Tenderly, shyly, they develop an affection for each other. As it grows, it helps him renew his interest in living. She sets one condition: Her illness is not to be the subject of their relationship. Because her death is near in her future, she wants to simply ignore it, and in the weeks she has remaining, she wants to experience, as much as she can, the first real romance of her young life.
There is a third major character, an inexplicable one, a friend of Enoch's named Hiroshi Takahashi (Ryo Kase), who died in World War II as a kamikaze pilot. The nature of this character is unclear. Reincarnated? Van Sant wisely doesn't explain and simply uses him in a matter-of-fact way as someone who is there. I don't believe kamikaze pilots were in love with death, but simply willing to give up their lives for their country. Perhaps his presence indicates that Enoch can travel in some sense to that undiscovered country, from whose bourn no traveler returns.
Annabel has a confidante, too: Her sister, Elizabeth (Schuyler Fisk), who is wary of this strange boy who has come tentatively stumbling into Annabel's complicated life. You can't always trust a man, Elizabeth counsels, but Annabel knows she can trust this one.

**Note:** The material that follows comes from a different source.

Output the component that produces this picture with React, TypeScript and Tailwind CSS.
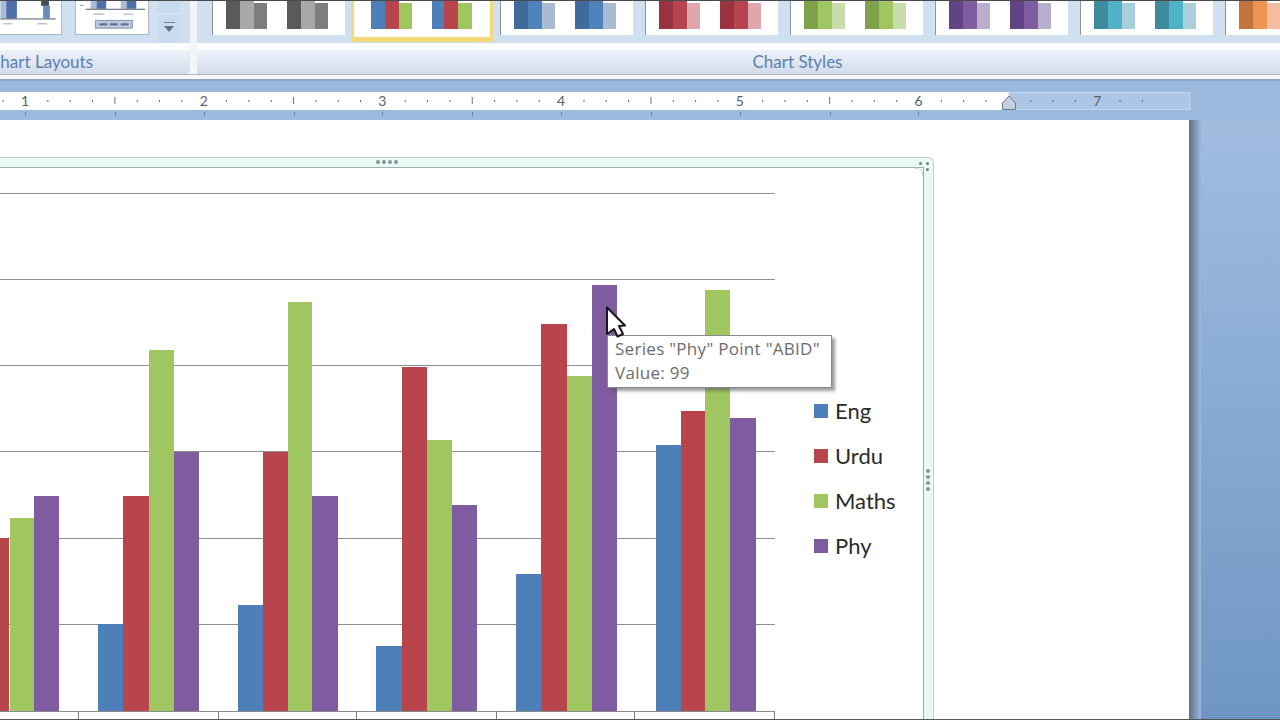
const BLUE = "#4d80b8";
const RED = "#b8444c";
const GREEN = "#9fc660";
const PURPLE = "#7f5b9f";

// [x, width, top, colour] in page coordinates
const bars: [number, number, number, string][] = [
  [-16, 25, 538, RED], [10, 24, 518, GREEN], [34, 25, 496, PURPLE],
  [98, 25, 624, BLUE], [123, 26, 496, RED], [149, 25, 350, GREEN], [174, 25, 452, PURPLE],
  [238, 25, 605, BLUE], [263, 25, 452, RED], [288, 24, 302, GREEN], [312, 26, 496, PURPLE],
  [376, 26, 646, BLUE], [402, 25, 367, RED], [427, 25, 440, GREEN], [452, 25, 505, PURPLE],
  [516, 25, 574, BLUE], [541, 26, 324, RED], [567, 25, 376, GREEN], [592, 25, 285, PURPLE],
  [656, 25, 445, BLUE], [681, 24, 411, RED], [705, 25, 290, GREEN], [730, 26, 418, PURPLE],
];

const grid = [193, 279, 365, 451, 538, 624];
const axisTicks = [78, 218, 356, 496, 634, 774];

const legend = [
  { name: "Eng", color: "bg-[#4d80b8]" },
  { name: "Urdu", color: "bg-[#b8444c]" },
  { name: "Maths", color: "bg-[#9fc660]" },
  { name: "Phy", color: "bg-[#7f5b9f]" },
];

const grayStyle = ["#5a5a5a", "#a8a8a8", "#7d7d7d"];
const otherStyles = [
  ["#3e6a9c", "#4e82ba", "#a9bad3"],
  ["#9a3240", "#b8444f", "#dfa6ad"],
  ["#7da24a", "#9fc660", "#c9dcab"],
  ["#604483", "#7f5b9f", "#b9aecb"],
  ["#3d8b9c", "#4fb2c6", "#a9d0da"],
  ["#c2743a", "#ee9350", "#f3bda1"],
];

function MiniBars({ colors, className }: { colors: string[]; className?: string }) {
  return (
    <svg width="41" height="28" viewBox="0 0 41 28" className={className}>
      <rect x="0" y="0" width="14" height="28" fill={colors[0]} />
      <rect x="14" y="0" width="14" height="28" fill={colors[1]} />
      <rect x="28" y="2" width="13" height="26" fill={colors[2]} />
    </svg>
  );
}

function StyleTile({ colors }: { colors: string[] }) {
  return (
    <div className="flex h-[34px] w-[133px] shrink-0 items-start border-l border-[#8f9299] bg-white pl-[13px]">
      <MiniBars colors={colors} />
      <MiniBars colors={colors} className="ml-[20px]" />
    </div>
  );
}

function LayoutThumbs() {
  return (
    <div className="flex h-[34px] items-start">
      <svg width="62" height="34" viewBox="0 0 62 34" className="shrink-0 bg-white border-r border-b border-[#aab8c8]">
        <rect x="0" y="0" width="6" height="18" fill="#a9bcd8" />
        <rect x="6" y="0" width="11" height="18" fill="#4f6fa8" />
        <rect x="42" y="0" width="8" height="5" fill="#444b58" />
        <rect x="44" y="5" width="7" height="13" fill="#6a8cba" />
        <rect x="0" y="18" width="57" height="1" fill="#4a5564" />
        <rect x="3" y="23" width="9" height="1" fill="#9aa6b4" />
        <rect x="38" y="23" width="10" height="1" fill="#9aa6b4" />
      </svg>
      <svg width="74" height="34" viewBox="0 0 74 34" className="ml-[13px] shrink-0 bg-white border border-t-0 border-[#aab8c8]">
        <rect x="4" y="4" width="4" height="1" fill="#8b97a6" />
        <rect x="15" y="0" width="6" height="8" fill="#a9bcd8" />
        <rect x="21" y="0" width="10" height="8" fill="#4f6fa8" />
        <rect x="46" y="0" width="6" height="8" fill="#a9bcd8" />
        <rect x="52" y="0" width="10" height="8" fill="#4f6fa8" />
        <rect x="10" y="8" width="61" height="1" fill="#4a5564" />
        <rect x="18" y="13" width="11" height="1" fill="#9aa6b4" />
        <rect x="49" y="13" width="10" height="1" fill="#9aa6b4" />
        <rect x="20" y="20" width="38" height="8" fill="#b9c7e0" stroke="#8593ad" />
        <rect x="24" y="23" width="8" height="2" fill="#5b6a84" />
        <rect x="35" y="23" width="8" height="2" fill="#5b6a84" />
        <rect x="46" y="23" width="8" height="2" fill="#5b6a84" />
      </svg>
    </div>
  );
}

function Ruler() {
  const step = 178.7 / 8;
  const marks = Array.from({ length: 52 }, (_, i) => i);
  return (
    <svg width="1191" height="28" viewBox="0 0 1191 28" className="block shrink-0">
      <rect x="0" y="0" width="1009" height="18" fill="#ffffff" />
      <rect x="1009" y="0.5" width="181" height="17" fill="#adc6e6" stroke="#c4d6ee" />
      {marks.map((i) => {
        const x = 25 - step + i * step;
        const n = i - 1;
        if (n >= 0 && n % 8 === 0) return null;
        if (n % 4 === 0) {
          return x < 1009 ? <rect key={i} x={x} y="5" width="1" height="7" fill="#6f7378" /> : null;
        }
        return x < 1170 && x > 0 ? <rect key={i} x={x} y="8" width="1" height="2" fill="#5f6670" /> : null;
      })}
      {[1, 2, 3, 4, 5, 6, 7].map((n) => (
        <text
          key={n}
          x={25 + (n - 1) * 178.7}
          y="14"
          textAnchor="middle"
          fontSize="14"
          fontFamily="Lato, sans-serif"
          fill="#5a5f68"
        >
          {n}
        </text>
      ))}
      {[25, 115, 204, 294, 382, 472, 561, 651, 740, 830, 918].map((x) => (
        <rect key={x} x={x} y="20" width="1" height="4" fill="#6d86a8" />
      ))}
      <path d="M1009 4 L1015.5 11 V17.5 H1002.5 V11 Z" fill="#c3d0df" stroke="#6d7884" />
    </svg>
  );
}

function Cursor() {
  return (
    <svg width="22" height="32" viewBox="0 0 22 32" className="absolute left-[605px] top-[186px]">
      <path
        d="M2 1.5 L20 19.5 L14 20 L18 28 L12.5 30.5 L9 23 L2 28 Z"
        fill="#ffffff"
        stroke="#16161c"
        strokeWidth="2"
        strokeLinejoin="round"
      />
    </svg>
  );
}

function Handle({ className }: { className: string }) {
  return <span className={`absolute size-[3px] rounded-full bg-[#6f7f80] ${className}`} />;
}

export default function App() {
  return (
    <div className="relative flex h-[720px] w-[1280px] flex-col overflow-hidden bg-[#9bb9dc] font-['Lato',sans-serif]">
      {/* ribbon */}
      <div className="flex h-[75px] shrink-0 border-t border-b border-t-[#4a4a4a] border-b-[#b5b3b3] bg-[#fbfdff]">
        <div className="flex w-[190px] shrink-0 flex-col overflow-hidden rounded-br-[4px]">
          <div className="flex h-[42px] shrink-0 bg-[#cfe0f1]">
            <LayoutThumbs />
            <div className="ml-[9px] flex h-[42px] w-[22px] shrink-0 flex-col rounded-br-[3px] bg-[#c9dcef]">
              <div className="h-[13px] border-b border-[#dfeaf5]" />
              <div className="flex flex-col items-center pt-[8px]">
                <div className="h-px w-[11px] bg-[#6f7e90]" />
                <div className="mt-[3px] size-0 border-x-[5px] border-t-[6px] border-x-transparent border-t-[#5e7087]" />
              </div>
            </div>
          </div>
          <div className="mt-[7px] flex h-[24px] flex-1 justify-end bg-gradient-to-b from-[#eef2f9] to-[#d2dcec] pr-[97px]">
            <span className="whitespace-nowrap text-[17px] leading-[24px] text-[#5b7fae]">Chart Layouts</span>
          </div>
        </div>
        <div className="w-[7px] shrink-0 bg-[#f1f5fa]" />
        <div className="flex min-w-0 flex-1 flex-col">
          <div className="flex h-[42px] shrink-0 items-start overflow-hidden bg-[#cfe0f1] pl-[15px]">
            <StyleTile colors={grayStyle} />
            {/* selected style */}
            <div className="z-10 ml-[6px] flex h-[41px] w-[142px] shrink-0 items-start rounded-b-[3px] border-x-[3px] border-b-[5px] border-[#f5d878] bg-white pl-[17px]">
              <svg width="41" height="28" viewBox="0 0 41 28">
                <rect x="0" y="0" width="14" height="28" fill={BLUE} />
                <rect x="14" y="0" width="14" height="28" fill={RED} />
                <rect x="28" y="2" width="13" height="26" fill={GREEN} />
              </svg>
              <svg width="40" height="28" viewBox="0 0 40 28" className="ml-[20px]">
                <rect x="0" y="0" width="12" height="28" fill={BLUE} />
                <rect x="12" y="0" width="14" height="28" fill={RED} />
                <rect x="26" y="2" width="14" height="26" fill={GREEN} />
              </svg>
            </div>
            <div className="ml-[7px] flex shrink-0 gap-[12px]">
              {otherStyles.map((colors) => (
                <StyleTile key={colors[0]} colors={colors} />
              ))}
            </div>
          </div>
          <div className="mt-[7px] flex flex-1 justify-center bg-gradient-to-b from-[#eef2f9] to-[#d2dcec] pl-[118px]">
            <span className="whitespace-nowrap text-[17px] leading-[24px] text-[#5b7fae]">Chart Styles</span>
          </div>
        </div>
      </div>

      {/* ruler band */}
      <div className="h-[4px] shrink-0 bg-[#f4f6f9]" />
      <div className="flex h-[41px] shrink-0 flex-col border-t-[2px] border-[#8fa6c4] bg-[#9bb9dc] pt-[11px]">
        <Ruler />
      </div>

      {/* document area */}
      <div className="flex min-h-0 flex-1">
        <div className="relative w-[1189px] shrink-0 overflow-hidden bg-white pt-[37px]">
          <div className="relative flex h-full w-[934px] flex-col rounded-tr-[6px] border-t border-r border-[#bcd2cf] bg-[#e8f9f6] pt-[9px] pr-[9px]">
            <div className="relative flex-1 border-t border-r border-[#9fb0ae] bg-white">
              <svg width="923" height="552" viewBox="0 168 923 552" className="block">
                {grid.map((y) => (
                  <rect key={y} x="0" y={y} width="775" height="1" fill="#8e8e8e" />
                ))}
                {bars.map(([x, w, top, fill]) => (
                  <rect key={`${x}-${top}`} x={x} y={top} width={w} height={711 - top} fill={fill} />
                ))}
                <rect x="0" y="711" width="775" height="1" fill="#8a8a8a" />
                {axisTicks.map((x) => (
                  <rect key={x} x={x} y="711" width="1" height="9" fill="#7d7d7d" />
                ))}
              </svg>
              <ul className="absolute left-[814px] top-[231px] flex flex-col gap-[22px]">
                {legend.map((item) => (
                  <li key={item.name} className="flex h-[23px] items-center gap-[7px] text-[22px] leading-[23px] text-[#2b2b2b]">
                    <span className={`size-[14px] ${item.color}`} />
                    {item.name}
                  </li>
                ))}
              </ul>
            </div>
            <span className="absolute left-[376px] top-[2px] flex gap-[2px]">
              <span className="size-[4px] rounded-full bg-[#8a9596]" />
              <span className="size-[4px] rounded-full bg-[#8a9596]" />
              <span className="size-[4px] rounded-full bg-[#8a9596]" />
              <span className="size-[4px] rounded-full bg-[#8a9596]" />
            </span>
            <span className="absolute left-[926px] top-[311px] flex flex-col gap-[2px]">
              <span className="size-[4px] rounded-full bg-[#8a9596]" />
              <span className="size-[4px] rounded-full bg-[#8a9596]" />
              <span className="size-[4px] rounded-full bg-[#8a9596]" />
              <span className="size-[4px] rounded-full bg-[#8a9596]" />
            </span>
            <Handle className="left-[919px] top-[4px]" />
            <Handle className="left-[926px] top-[4px]" />
            <Handle className="left-[926px] top-[10px]" />
            <span className="absolute left-[915px] top-[10px] size-[8px] rounded-tr-[6px] border-t border-r border-[#cfd8d8] bg-white" />
          </div>

          {/* tooltip over the bars */}
          <div className="absolute left-[607px] top-[215px] h-[53px] w-[225px] border border-[#8a8a8a] bg-white pl-[7px] pt-[1px] font-['Open_Sans',sans-serif] text-[17px] leading-[24px] tracking-[0.3px] text-[#6c6c6c] shadow-[3px_3px_3px_rgba(90,90,90,0.6)]">
            <div className="whitespace-nowrap">Series "Phy" Point "ABID"</div>
            <div>Value: 99</div>
          </div>
          <Cursor />
        </div>
        <div className="w-[12px] shrink-0 bg-gradient-to-r from-[#5f7089] to-[#9bb9dc]" />
        <div className="flex-1 bg-gradient-to-b from-[#a0bde0] to-[#6f96c3]" />
      </div>
      <div className="absolute inset-x-0 bottom-0 h-px bg-[#555555]" />
    </div>
  );
}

All of the performances are pitched correctly. Nobody pushes too hard. Nobody underlines anything. Perhaps calmed by Van Sant, the characters seem peaceful, not troubled (as they should be). Few people can be this composed in the face of death. The most problematic character is Hiroshi, who has literally been dropped in from nowhere. Because he speaks English and knows about Nagasaki (which would have happened after his death), perhaps he is entirely an imaginary friend? In any event, Hiroshi and Enoch speak in matter-of-fact terms, as ordinary best pals.